In 1907, an estimated 1,231 officials and 1,768 private citizens died in terrorist attacks. Stolypin then created his ‘field courts martial’, operating under Article 87 of the fundamental Laws, and carried out 1,144 death sentences from May 1907 to February 1908. In this period also 600 unions and 1000 newspapers were closed down. Stolypin’s repressive measures against those involved in the 1905 revolution are generally held to have been effective in helping to restore order, especially in the countryside.

Political assassinations in also dropped to 365 in 1908. After the failure of the first two Dumas, the more successful third and forth Dumas resulted from Stolypin’s decision to work with an official conservative assembly and to revise the electoral laws. This was successful because it became a truly representative assembly and although the government had never wanted such a thing, by 1914, political parties were legally established and while rebellion was punished, open political discussion was tolerated and was allowed to appear in the press.

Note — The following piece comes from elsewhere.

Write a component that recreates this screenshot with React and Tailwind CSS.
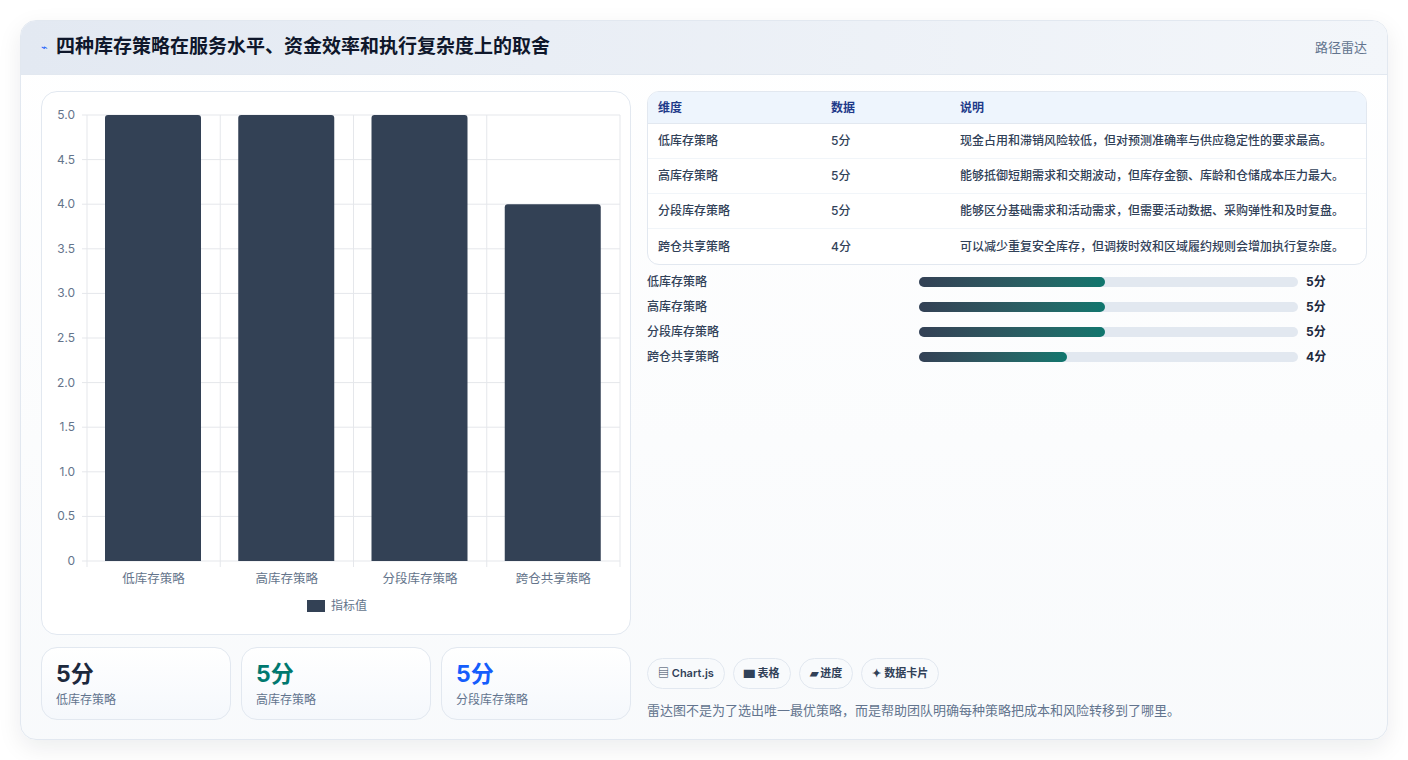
const rows = [
  ['低库存策略', 5, '现金占用和滞销风险较低，但对预测准确率与供应稳定性的要求最高。'],
  ['高库存策略', 5, '能够抵御短期需求和交期波动，但库存金额、库龄和仓储成本压力最大。'],
  ['分段库存策略', 5, '能够区分基础需求和活动需求，但需要活动数据、采购弹性和及时复盘。'],
  ['跨仓共享策略', 4, '可以减少重复安全库存，但调拨时效和区域履约规则会增加执行复杂度。'],
]

function Chart() {
  const L = 45, R = 578, T = 23, B = 469
  const h = (B - T) / 5
  const cw = (R - L) / 4
  const ticks = [0, 0.5, 1, 1.5, 2, 2.5, 3, 3.5, 4, 4.5, 5]
  return (
    <svg width="590" height="543" className="block">
      {ticks.map((t) => {
        const y = B - t * h
        return (
          <g key={t}>
            <line x1={L - 5} x2={R} y1={y} y2={y} stroke="#e5e7eb" />
            <text x={L - 12} y={y + 4} textAnchor="end" fontSize="12" fill="#64748b">{t.toFixed(1).replace('0.0', '0')}</text>
          </g>
        )
      })}
      {[0, 1, 2, 3, 4].map((i) => (
        <line key={i} x1={L + i * cw} x2={L + i * cw} y1={T} y2={B + 6} stroke="#e5e7eb" />
      ))}
      {rows.map((r, i) => {
        const x = L + i * cw + 18
        const y = B - r[1] * h
        return (
          <g key={i}>
            <path d={`M${x} ${B} V${y + 3} a3 3 0 0 1 3 -3 H${x + 93} a3 3 0 0 1 3 3 V${B} Z`} fill="#334155" />
            <text x={L + i * cw + cw / 2} y={B + 22} textAnchor="middle" fontSize="12.5" fill="#64748b">{r[0]}</text>
          </g>
        )
      })}
      <rect x="265" y="508" width="18" height="12" fill="#334155" />
      <text x="289" y="518" fontSize="12" fill="#64748b">指标值</text>
    </svg>
  )
}

export default function App() {
  return (
    <div className="min-h-[760px] bg-white p-5" style={{ fontFamily: 'Inter, "Noto Sans CJK SC", sans-serif' }}>
      <div className="h-[720px] overflow-hidden rounded-2xl border border-slate-200 bg-gradient-to-b from-white to-slate-50 shadow-[0_8px_24px_rgba(15,23,42,0.08)] flex flex-col">
        <div className="flex h-14 items-center justify-between border-b border-slate-200 bg-gradient-to-r from-[#e3e9f2] to-[#f3f6fa] px-5">
          <div className="flex items-center gap-2">
            <span className="text-[11px] text-blue-600">⌁</span>
            <h1 className="text-[19px] font-bold text-slate-900">四种库存策略在服务水平、资金效率和执行复杂度上的取舍</h1>
          </div>
          <span className="text-[13px] text-slate-500">路径雷达</span>
        </div>
        <div className="flex flex-1 gap-4 px-5 pt-4 pb-[19px]">
          <div className="flex w-[590px] flex-col gap-3">
            <div className="h-[544px] rounded-2xl border border-slate-200 bg-white">
              <Chart />
            </div>
            <div className="grid grid-cols-3 gap-2.5">
              {[['text-slate-800', 0], ['text-teal-700', 1], ['text-blue-600', 2]].map(([c, i]) => (
                <div key={i} className="h-[73px] rounded-2xl border border-slate-200 bg-gradient-to-b from-white to-[#f5f8fc] px-3.5 pt-3">
                  <div className={`text-[23px] font-bold leading-7 ${c}`}>5分</div>
                  <div className="mt-1 text-xs text-slate-500">{rows[i][0]}</div>
                </div>
              ))}
            </div>
          </div>
          <div className="flex flex-1 flex-col">
            <div className="overflow-hidden rounded-xl border border-slate-200 bg-white">
              <div className="grid h-8 grid-cols-[173px_129px_1fr] items-center border-b border-slate-200 bg-[#eef5fd] px-2.5 text-xs font-semibold text-[#1e3a8a]">
                <span>维度</span><span>数据</span><span>说明</span>
              </div>
              {rows.map((r, i) => (
                <div key={i} className={`grid h-[35px] grid-cols-[173px_129px_1fr] items-center px-2.5 text-xs font-medium text-slate-700 ${i < 3 ? 'border-b border-slate-100' : ''}`}>
                  <span>{r[0]}</span><span>{r[1]}分</span><span>{r[2]}</span>
                </div>
              ))}
            </div>
            <div className="mt-2 flex flex-col gap-[7px]">
              {rows.map((r, i) => (
                <div key={i} className="flex h-[18px] items-center text-xs font-medium text-slate-700">
                  <span className="w-[272px]">{r[0]}</span>
                  <div className="h-2.5 w-[379px] rounded-full bg-slate-200">
                    <div className="h-full rounded-full bg-gradient-to-r from-[#334155] to-[#0f766e]" style={{ width: `${r[1] * 10 - 1}%` }} />
                  </div>
                  <span className="ml-2 font-bold text-slate-800">{r[1]}分</span>
                </div>
              ))}
            </div>
            <div className="mt-auto flex gap-2">
              {['▤ Chart.js', '▆ 表格', '▰ 进度', '✦ 数据卡片'].map((t) => (
                <span key={t} className="rounded-full border border-slate-200 bg-slate-50 px-2.5 py-1.5 text-[11px] font-semibold text-slate-700">{t}</span>
              ))}
            </div>
            <p className="mt-3 text-[13px] text-slate-500">雷达图不是为了选出唯一最优策略，而是帮助团队明确每种策略把成本和风险转移到了哪里。</p>
          </div>
        </div>
      </div>
    </div>
  )
}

Stolypin’s encouragement of migration from the crowded areas in Europe and Russia to Siberia was helped along by the Trans-Siberian railway, which opened up the country and provided better communication links. During 1906-1913, never less than 200,000 peasants moved to Siberia every year and in 1908 alone, 758,812 peasants moved to Siberia. The restored Justices of the Peace provided compulsory health insurance to industrial workers in June 1912 and progress was made in Russian education.

Universal primary education within 10 years was adopted in May 1908 and in 1914 it was 50% towards completion. Figures for attendance at secondary schools (510,000) and at universities (40,000) in 1914 do not reflect a similar advance however. Tsar Nicholas II’s government along with Stolypin’s introduction of political and social reforms were a success in that they helped to restore order in a time of chaos during attempted revolution but also helped Russia develop into a represented assembly with more freedom of speech than before.

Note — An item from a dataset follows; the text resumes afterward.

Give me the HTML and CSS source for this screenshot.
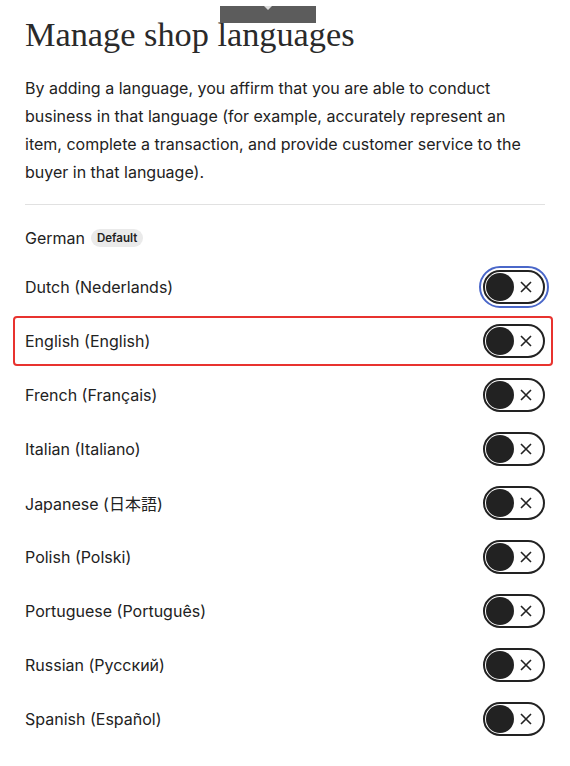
FILE: index.html
```html
<!DOCTYPE html>
<html>
<head>
<meta charset="utf-8">
<link rel="stylesheet" href="styles.css">
</head>
<body>
<div class="tip"><span class="tip-arrow"></span></div>
<main class="panel">
  <h1 class="title">Manage shop languages</h1>
  <p class="intro">By adding a language, you affirm that you are able to conduct business in that language (for example, accurately represent an item, complete a transaction, and provide customer service to the buyer in that language).</p>
  <hr class="divider">
  <div class="row row-default">
    <span class="lang">German</span>
    <span class="badge">Default</span>
  </div>
  <ul class="list">
    <li class="row"><span class="lang">Dutch (Nederlands)</span><span class="toggle focused"><span class="knob"></span><svg class="x" viewBox="0 0 14 14"><path d="M2 2L12 12M12 2L2 12"/></svg></span></li>
    <li class="row highlight"><span class="lang">English (English)</span><span class="toggle"><span class="knob"></span><svg class="x" viewBox="0 0 14 14"><path d="M2 2L12 12M12 2L2 12"/></svg></span></li>
    <li class="row"><span class="lang">French (Français)</span><span class="toggle"><span class="knob"></span><svg class="x" viewBox="0 0 14 14"><path d="M2 2L12 12M12 2L2 12"/></svg></span></li>
    <li class="row"><span class="lang">Italian (Italiano)</span><span class="toggle"><span class="knob"></span><svg class="x" viewBox="0 0 14 14"><path d="M2 2L12 12M12 2L2 12"/></svg></span></li>
    <li class="row"><span class="lang">Japanese (日本語)</span><span class="toggle"><span class="knob"></span><svg class="x" viewBox="0 0 14 14"><path d="M2 2L12 12M12 2L2 12"/></svg></span></li>
    <li class="row"><span class="lang">Polish (Polski)</span><span class="toggle"><span class="knob"></span><svg class="x" viewBox="0 0 14 14"><path d="M2 2L12 12M12 2L2 12"/></svg></span></li>
    <li class="row"><span class="lang">Portuguese (Português)</span><span class="toggle"><span class="knob"></span><svg class="x" viewBox="0 0 14 14"><path d="M2 2L12 12M12 2L2 12"/></svg></span></li>
    <li class="row"><span class="lang">Russian (Русский)</span><span class="toggle"><span class="knob"></span><svg class="x" viewBox="0 0 14 14"><path d="M2 2L12 12M12 2L2 12"/></svg></span></li>
    <li class="row"><span class="lang">Spanish (Español)</span><span class="toggle"><span class="knob"></span><svg class="x" viewBox="0 0 14 14"><path d="M2 2L12 12M12 2L2 12"/></svg></span></li>
  </ul>
</main>
</body>
</html>
```
FILE: styles.css
```css
html, body {
  margin: 0;
  padding: 0;
  background: #fff;
}
body {
  font-family: Inter, "Noto Sans CJK JP", sans-serif;
  color: #222;
  position: relative;
}
.tip {
  position: absolute;
  left: 220px;
  top: 6px;
  width: 96px;
  height: 17px;
  background: #5c5c5c;
}
.tip-arrow {
  position: absolute;
  left: 44px;
  top: 0;
  width: 0;
  height: 0;
  border-left: 4px solid transparent;
  border-right: 4px solid transparent;
  border-top: 4px solid #ddd;
}
.panel {
  padding: 14px 25px 0 25px;
  width: 520px;
}
.title {
  margin: 0;
  font-family: "Liberation Serif", serif;
  font-weight: normal;
  font-size: 34.3px;
  line-height: 40px;
  color: #2a2a2a;
}
.intro {
  margin: 20px 0 0 0;
  font-size: 16px;
  line-height: 28px;
  color: #222;
}
.divider {
  margin: 18px 0 0 0;
  border: 0;
  border-top: 1px solid #e1e1e1;
}
.row {
  display: flex;
  align-items: center;
  height: 54px;
  font-size: 16px;
  position: relative;
}
.row-default {
  margin-top: 5px;
  gap: 6px;
  height: 56px;
}
.list {
  list-style: none;
  margin: -6px 0 0 0;
  padding: 0;
}
.list .row {
  justify-content: space-between;
}
.lang {
  color: #222;
}
.badge {
  font-size: 11.5px;
  font-weight: 600;
  background: #eaeaea;
  border-radius: 9px;
  padding: 2px 6px;
  line-height: 14px;
}
.toggle {
  box-sizing: border-box;
  width: 62px;
  height: 34px;
  border: 2px solid #222;
  border-radius: 17px;
  display: flex;
  align-items: center;
  padding: 0 0 0 1px;
  gap: 5px;
}
.toggle.focused {
  outline: 2px solid #4a67c9;
  outline-offset: 2px;
}
.knob {
  width: 28px;
  height: 28px;
  border-radius: 50%;
  background: #222;
}
.x {
  width: 14px;
  height: 14px;
  stroke: #222;
  stroke-width: 1.6;
  fill: none;
}
.highlight::after {
  content: "";
  position: absolute;
  left: -12px;
  right: -8px;
  top: 2px;
  bottom: 2px;
  border: 2px solid #e8332f;
  border-radius: 4px;
}
```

Migration was also successful with never less than 200,000 peasants moving to Siberia and primary education increasing to incorporate 7. 2million children. The policies were also unsuccessful in that they did not achieve all that was needed. Although the period after 1906 saw a more prosperous peasantry, helped by the state through loans etc, the central problems remained unsolved. Higher education was also not targeted, meaning that although a lot of the population was now literate, there was a lack of skills developed.

Also while many of the peasants may have retained some loyalty to the regime, little was done to strengthen the loyalty of other classes, particularly in towns. These indications, along with the infamous Lena Goldfields Massacre, where in 1912 workers were massacred after petitioning for improved employment conditions, and the growing number of industrial strikes deemed ‘political’ in the months before war, show that the reforms introduced were although partially successful, not radical enough.